Tuesday, September 11, 2012

Half Way


I have been here for over two months. My time here ends in almost exactly 3 months. So, basically, I'm at the half way point.

Woah.

It's crazy, in some ways, I feel like I've got it down. I've found my routine. I get up earliest in the house, giving me a little peace and solo time before the chaos of the day. I get ready, drink my coffee (sometimes tea, when I'm trying to cut back), dig into the Word while I eat a quick breakfast. Work starts at 9, and goes straight until 5, if not later. Days are full of tasks, emails, meetings, and so much learning. I work through lunch, and rarely break all day. After work I try to relax from the full packed day, but often it turns into working even later into the day.
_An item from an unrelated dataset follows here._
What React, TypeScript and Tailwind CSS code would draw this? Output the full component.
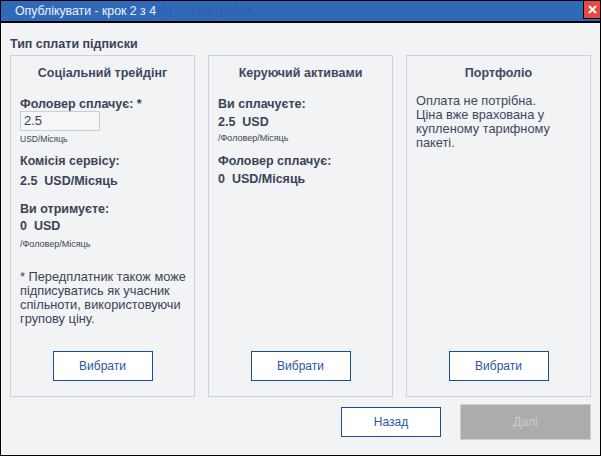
import React from "react";

const font = { fontFamily: '"Liberation Sans", Arial, sans-serif' };

const SelectButton = () => (
    <div className="flex justify-center mt-auto mb-[15px]">
        <button className="w-[100px] h-[30px] bg-white border border-[#1b4ea3] text-[12px] text-[#2d55a0]">
            Вибрати
        </button>
    </div>
);

const Panel = ({ title, children }: { title: string; children: React.ReactNode }) => (
    <div className="border border-[#c9d2e0] flex flex-col px-[9px] pt-[9px] h-[342px]">
        <div className="text-center font-bold text-[12.5px] leading-[16px] text-[#3e4862]">
            {title}
        </div>
        {children}
        <SelectButton />
    </div>
);

export default function App() {
    return (
        <div
            className="w-[601px] h-[456px] border border-black bg-[#f2f3f5] flex flex-col text-[#3a4358]"
            style={font}
        >
            {/* title bar */}
            <div className="h-[22px] bg-[#3169b9] border-b-2 border-black flex items-center relative">
                <span className="ml-[14px] text-[12.3px] text-[#eef2fa]">Опублікувати - крок 2 з 4</span>
                <span className="ml-[1px] text-[12.3px] text-[#2c5eae]">(0)</span>
                <span className="ml-[20px] text-[12.3px] text-[#2c5eae]">Настройки</span>
                <div className="absolute right-0 top-0 w-[17px] h-[18px] bg-[#e84848] border-l border-b border-black flex items-center justify-center">
                    <svg width="9" height="9" viewBox="0 0 9 9">
                        <path d="M1 1 L8 8 M8 1 L1 8" stroke="white" strokeWidth="2" />
                    </svg>
                </div>
            </div>

            <div className="px-[9px] flex flex-col">
                <div className="mt-[13px] font-bold text-[12.5px] leading-[16px] text-[#3a4358]">
                    Тип сплати підписки
                </div>

                <div className="grid grid-cols-[185px_185px_185px] gap-[13px] mt-[3px]">
                    <Panel title="Соціальний трейдінг">
                        <div className="mt-[16px] font-bold text-[12.5px] leading-[14px]">Фоловер сплачує: *</div>
                        <div className="w-[80px] h-[20px] border border-[#c7cfda] bg-[#f5f6f8] px-[3px] text-[13px] leading-[18px] text-[#3a4358]">
                            2.5
                        </div>
                        <div className="mt-[3px] text-[8.5px] leading-[10px]">USD/Місяць</div>
                        <div className="mt-[9px] font-bold text-[12.5px] leading-[16px]">Комісія сервісу:</div>
                        <div className="mt-[4px] font-bold text-[12.5px] leading-[16px] whitespace-pre">2.5  USD/Місяць</div>
                        <div className="mt-[12px] font-bold text-[12.5px] leading-[16px]">Ви отримуєте:</div>
                        <div className="mt-[1px] font-bold text-[12.5px] leading-[16px] whitespace-pre">0  USD</div>
                        <div className="mt-[5px] text-[9px] leading-[10px]">/Фоловер/Місяць</div>
                        <div className="mt-[21px] text-[12.8px] leading-[14px] whitespace-nowrap">
                            * Передплатник також може
                            <br />
                            підписуватись як учасник
                            <br />
                            спільноти, використовуючи
                            <br />
                            групову ціну.
                        </div>
                    </Panel>

                    <Panel title="Керуючий активами">
                        <div className="mt-[15px] font-bold text-[12.5px] leading-[16px]">Ви сплачуєте:</div>
                        <div className="mt-[2px] font-bold text-[12.5px] leading-[16px] whitespace-pre">2.5  USD</div>
                        <div className="mt-[3px] text-[9px] leading-[10px]">/Фоловер/Місяць</div>
                        <div className="mt-[10px] font-bold text-[12.5px] leading-[16px]">Фоловер сплачує:</div>
                        <div className="mt-[2px] font-bold text-[12.5px] leading-[16px] whitespace-pre">0  USD/Місяць</div>
                    </Panel>

                    <Panel title="Портфоліо">
                        <div className="mt-[13px] text-[12.8px] leading-[14px] text-[#3d4860] whitespace-nowrap">
                            Оплата не потрібна.
                            <br />
                            Ціна вже врахована у
                            <br />
                            купленому тарифному
                            <br />
                            пакеті.
                        </div>
                    </Panel>
                </div>

                <div className="flex justify-end items-center gap-[19px] mt-[7px]">
                    <button className="w-[100px] h-[30px] bg-white border border-[#1b4ea3] text-[12px] text-[#2d55a0]">
                        Назад
                    </button>
                    <button className="w-[131px] h-[36px] bg-[#adacaa] border border-[#ccd1d9] text-[12px] text-[#c8ccd4]">
                        Далі
                    </button>
                </div>
            </div>
        </div>
    );
}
Sleep before midnight, when I'm lucky, and then begin again.

Like I said, I have my routine.

But at the same time, I'm consistently growing and learning and I still figuring out my footing. I think that is how it will always be. In many ways, I don't want to know everything. I don't want to master this work, because then it will grow dull. Mundane. I like the excitement, the variety, the intrigue. I like the new. 

I don't know if I want to work in non-profits forever. I honestly don't know what I want to do. Grad school? Law school? Full time ministry? Full time missions? Start my own non-profit? Go back and work at Starbucks? Teach? Art therapy? I don't even know. But I know I want to always be learning. I want to always be growing. I want to always keep moving.